Post by Joe Myerson »

Sorry for this long entry, but I need some wiring advice

Crème Brûlée remains on the hard, because I'm waiting for the arrival of my new Pelagic autopilot. Since these devices are built to order and facing some parts shortages, mine is scheduled to arrive soon after Memorial Day. I've studied the installation instructions, and I'm somewhat concerned over my competence to wire the autopilot successfully.

My biggest worry is how to ground the unit correctly.

If I read the instructions accurately, the autopilot should be wired through the panel.
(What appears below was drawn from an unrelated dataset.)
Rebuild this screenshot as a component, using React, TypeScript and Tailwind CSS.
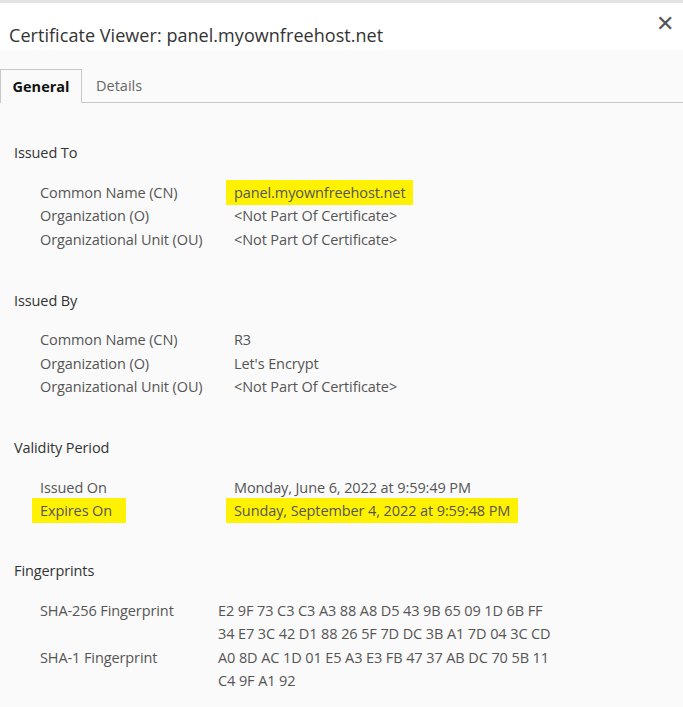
import React from "react";

const F = { fontFamily: '"Open Sans", "Noto Sans", sans-serif' };

function Row({ l, v, hl, hv, w = "w-[194px]" }: { l: string; v: React.ReactNode; hl?: boolean; hv?: boolean; w?: string }) {
  return (
    <div className="flex h-[23.5px] items-center pl-[40px] text-[14.5px] text-[#555] tracking-[-0.1px]">
      <div className={`${w} shrink-0`}>
        <span className={hl ? "bg-[#fff200] -ml-[8px] pl-[8px] pr-[14px] py-[3px]" : ""}>{l}</span>
      </div>
      <div>
        <span className={hv ? "bg-[#fff200] -ml-[8px] px-[8px] py-[3px]" : ""}>{v}</span>
      </div>
    </div>
  );
}

function Head({ t }: { t: string }) {
  return <div className="pl-[14px] text-[14.5px] text-[#333] h-[24px] flex items-center tracking-[-0.1px]">{t}</div>;
}

export default function App() {
  return (
    <div style={F} className="w-[683px] h-[707px] bg-[#fafafa] overflow-hidden">
      <div className="h-[3px] bg-[#e3e3e3]" />
      <div className="bg-white h-[47px] relative flex items-end pl-[9px] pb-[1px]">
        <span className="text-[18px] text-[#333] tracking-[0.05px]">Certificate Viewer: panel.myownfreehost.net</span>
        <span className="absolute right-[9px] top-[8px] text-[22px] text-[#555] leading-none">✕</span>
      </div>
      <div className="mt-[19px] flex border-b border-[#c8c8c8] h-[34px]">
        <div className="w-[82px] border border-b-0 border-[#c8c8c8] bg-[#fafafa] -mb-px flex items-center justify-center text-[14.5px] font-bold text-[#111]">General</div>
        <div className="px-[14px] flex items-center text-[14.5px] text-[#666]">Details</div>
      </div>
      <div className="pt-[38px]">
        <Head t="Issued To" />
        <div className="h-[16px]" />
        <Row l="Common Name (CN)" v="panel.myownfreehost.net" hv />
        <Row l="Organization (O)" v="<Not Part Of Certificate>" />
        <Row l="Organizational Unit (OU)" v="<Not Part Of Certificate>" />
        <div className="h-[37px]" />
        <Head t="Issued By" />
        <div className="h-[16px]" />
        <Row l="Common Name (CN)" v="R3" />
        <Row l="Organization (O)" v="Let's Encrypt" />
        <Row l="Organizational Unit (OU)" v="<Not Part Of Certificate>" />
        <div className="h-[37px]" />
        <Head t="Validity Period" />
        <div className="h-[16px]" />
        <Row l="Issued On" v="Monday, June 6, 2022 at 9:59:49 PM" />
        <Row l="Expires On" v="Sunday, September 4, 2022 at 9:59:48 PM" hl hv />
        <div className="h-[36px]" />
        <Head t="Fingerprints" />
        <div className="h-[16px]" />
        <Row w="w-[178px]" l="SHA-256 Fingerprint" v="E2 9F 73 C3 C3 A3 88 A8 D5 43 9B 65 09 1D 6B FF" />
        <Row w="w-[178px]" l="" v="34 E7 3C 42 D1 88 26 5F 7D DC 3B A1 7D 04 3C CD" />
        <Row w="w-[178px]" l="SHA-1 Fingerprint" v="A0 8D AC 1D 01 E5 A3 E3 FB 47 37 AB DC 70 5B 11" />
        <Row w="w-[178px]" l="" v="C4 9F A1 92" />
      </div>
    </div>
  );
}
Unfortunately, all the connections on my 25D's small panel appear to be full. I wired some devices, like my VHF radio and chart plotter, directly to the battery bank. Both have in-line fuses and they work just fine. But my old Raymarine ST2000, which was also wired directly to the battery bank, encountered grounding problems.

Yesterday I tried to remove the wiring panel, but after I removed the screws and tried to pull it off, I realized it was held tightly in place by the wires inside. Is it safe to pull hard? Do I need to cut off and replace most of the existing wires?

And If I do open the panel, is there any way to add another circuit? Is there a grounding bar (bus bar?) in side the panel?

As an aside, I've thought about using the wiring for my existing speed log. The unit, an original-equipment Signet Marine unit, hasn't worked for years. Instead, I use the SOG reading from my GPS/Chartplotter.

Any advice or suggestions would be appreciated.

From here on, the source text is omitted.